Я вполне понимаю, что такое враждебное чувство ко мне должно действительно Вам быть очень тяжело. И мне хотелось бы сделать все, что от меня по крайней мере зависит, для того, чтобы содействовать устранению этой тяжести с Вашей души.
Судя по Вашему теперешнему отношению ко мне, Вы, по — видимому, считаете, что я виноват перед Вами. Я готов и хочу сознать свою вину и покаяться в том, в чем, вспомнив и взвесив перед Богом прошлое, я могу действительно признать себя виноватым.
Говоря о моих отношениях к Вам, за весь 25–летний срок нашего знакомства, я не стану отрицать того, что в прошлом я часто судил и осуждал Вас, противореча этим собственному убеждению в том, что человек имеет право осуждать только самого себя. И в этом я теперь могу вполне искренно покаяться перед Вами и просить у Вас прощения.
Но в последние годы я чувствовал в своей душе все меньше и меньше осуждения к Вам, отчасти потому, что вообще стал меньше судить людей, но в большей степени, без сомнения, и от того, что видел Ваше доброжелательное отношение ко мне. Разумею, например, Ваше доброе расположение к моему сыну и моей жене; Ваше благородное заступничество за меня в печати при моей высылке из Тульской губернии; Ваши радушные посещения нас в Крёкшине в прошлом году; и еще совсем недавно Ваши слова в Кочетах о том, что охотно будете приезжать к нам в Мещерское, когда Л. Н. будет гостить у нас. Вообще, Вашим терпимым и доброжелательным отношением ко мне, когда оно проявлялось, Вы всегда помогали мне видеть то, что бывало не вполне доброго в моих отношениях к Вам. И за это я Вам глубоко благодарен.
Что касается возникшей только совсем недавно, со времени пребывания Л. Н. у нас в Мещерском, Вашей ожесточенной вражды против меня, то я вынужден правдиво сказать Вам, что в ней я не могу винить себя, не прибегая к лицемерию.
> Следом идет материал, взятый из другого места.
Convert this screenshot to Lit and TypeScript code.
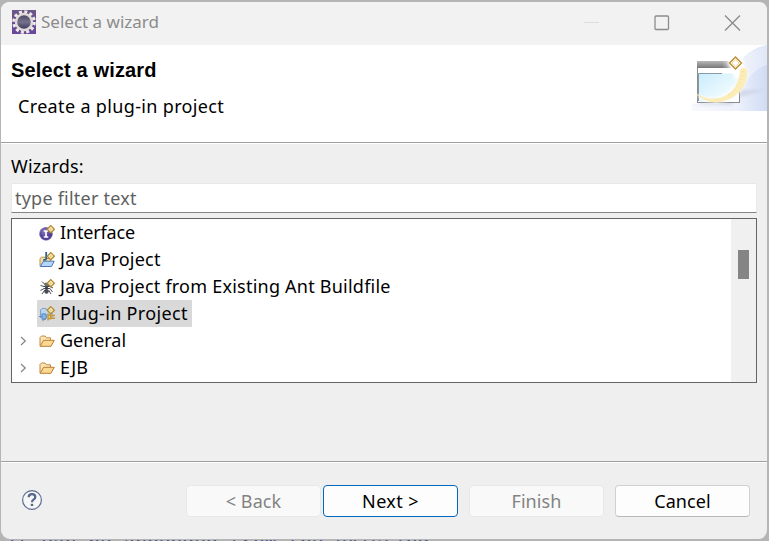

Но я уверен, что такое внезапное и резкое изменение Вашего отношения ко мне не могло произойти по Вашему собственному желанию. Оно было, как мне кажется, вызвано, с одной стороны, некоторыми крайне печальными недоразумениями, невыясненными между нами при первом их возникновении, а с другой — наговорами на меня на почве этих недоразумений со стороны третьих лиц, заразивших Вас своим враждебным отношением ко мне.